Legal strategy for birth family interference of our adopted son?
Written on November 11, 2009 – 4:09 am | by Drug Abuse Help
Our 4 year old son is adopted (closed adoption). He has been with us since he was 5 months old. Birth mother lost custody of him due to drug abuse/illegal activity. Birth grandmother was given an opportunity to gain custody of him but said she didn’t want him (had 2-1/2 years to change her mind…this was a very slow process). The birth family knows us due to our presence at the court proceedings & worried b/c our son is black and we are white (but not enought to work case plan.)
Birth grandmother has left voice mails several times (we’re listed in the book) and we haven’t responded due to the inappropriateness of the calls (slurring her words in a few and other times talked about how she wants to bond with her "grandson") Recently, she CAME TO OUR DOOR and rang the doorbell and ran and there was a bag of cards/presents from her family members for my son. (we are donating to child charity) We are somewhat alarmed. We have thought of moving and/or restraining order.Thoughts???
The adoption is final. Our state provides a new birth certificate with his new name and us listed as his parents. There is no worry and no chance of him going back.

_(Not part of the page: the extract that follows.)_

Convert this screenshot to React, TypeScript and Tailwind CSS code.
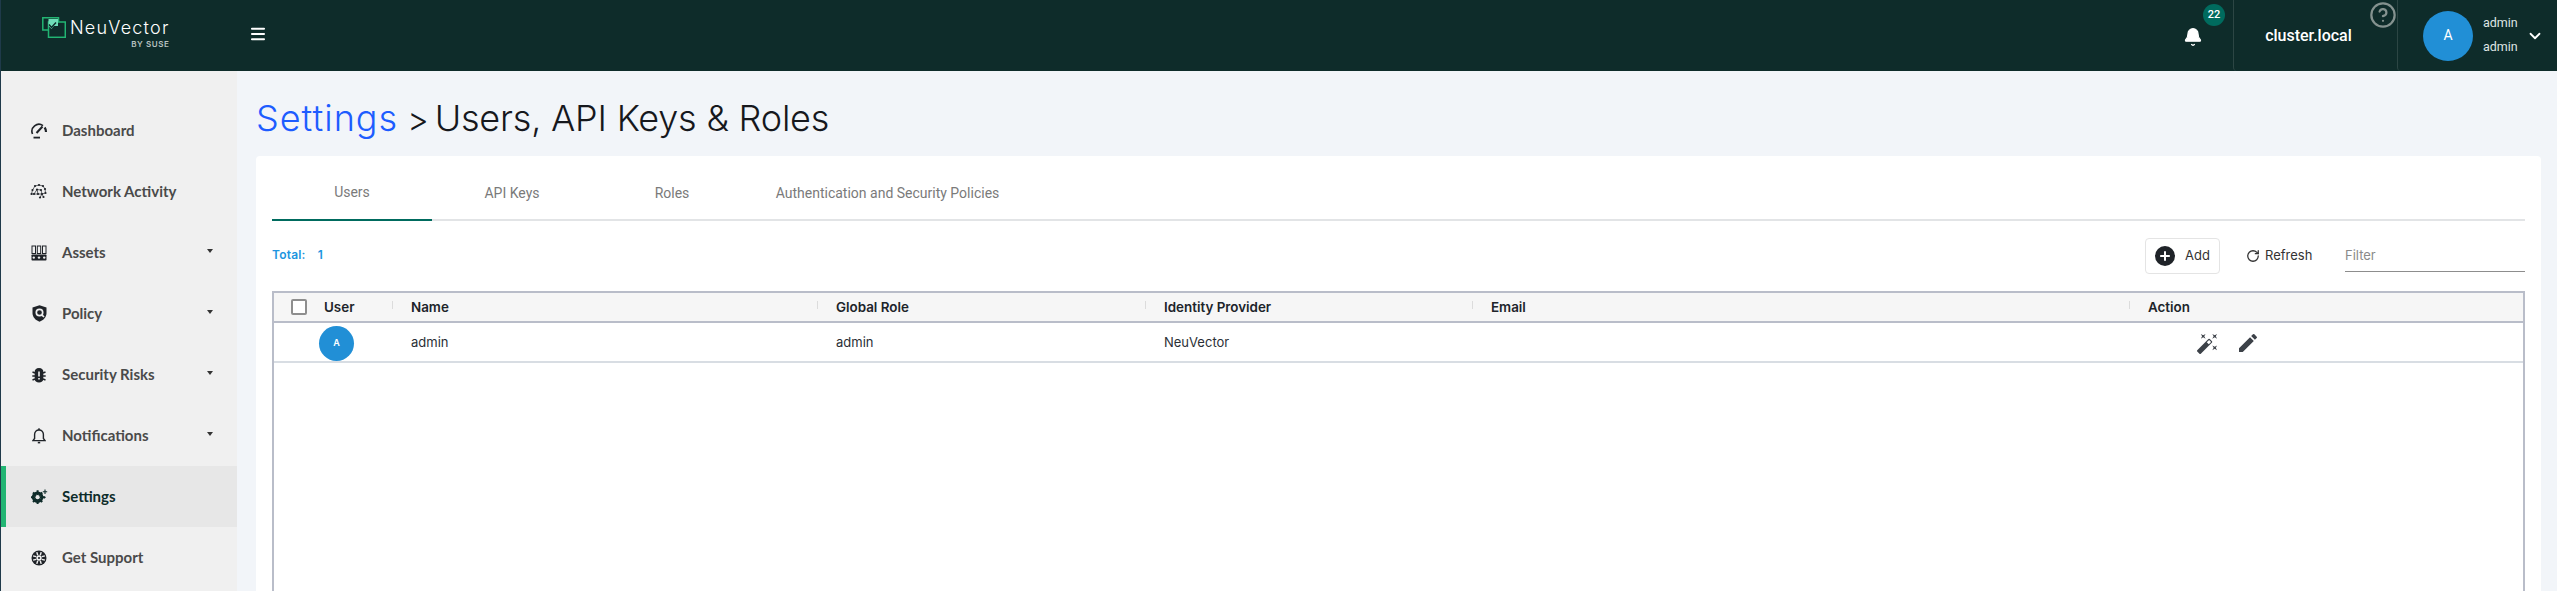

We are very culturally aware and culturally active (and not just his culture but all cultures). We have made sure he sees his race in our lives as much as possible. We have him going to a very integrated school and live in an integrated neighborhood. Him feeling comfortable in his own skin is one of our primary concerns with his upbringing.
We have saved all pictures and cards. This is all part of his life and when he is grown, I want him to have the option to have it. They are part of his history. But he is only four and, as his mommy, I only want to protect him.
Not incidentally, they did not want him when he had a heart condition and pulmonary problems and developmental delays. I do wish they would allow us to live our lives in peace.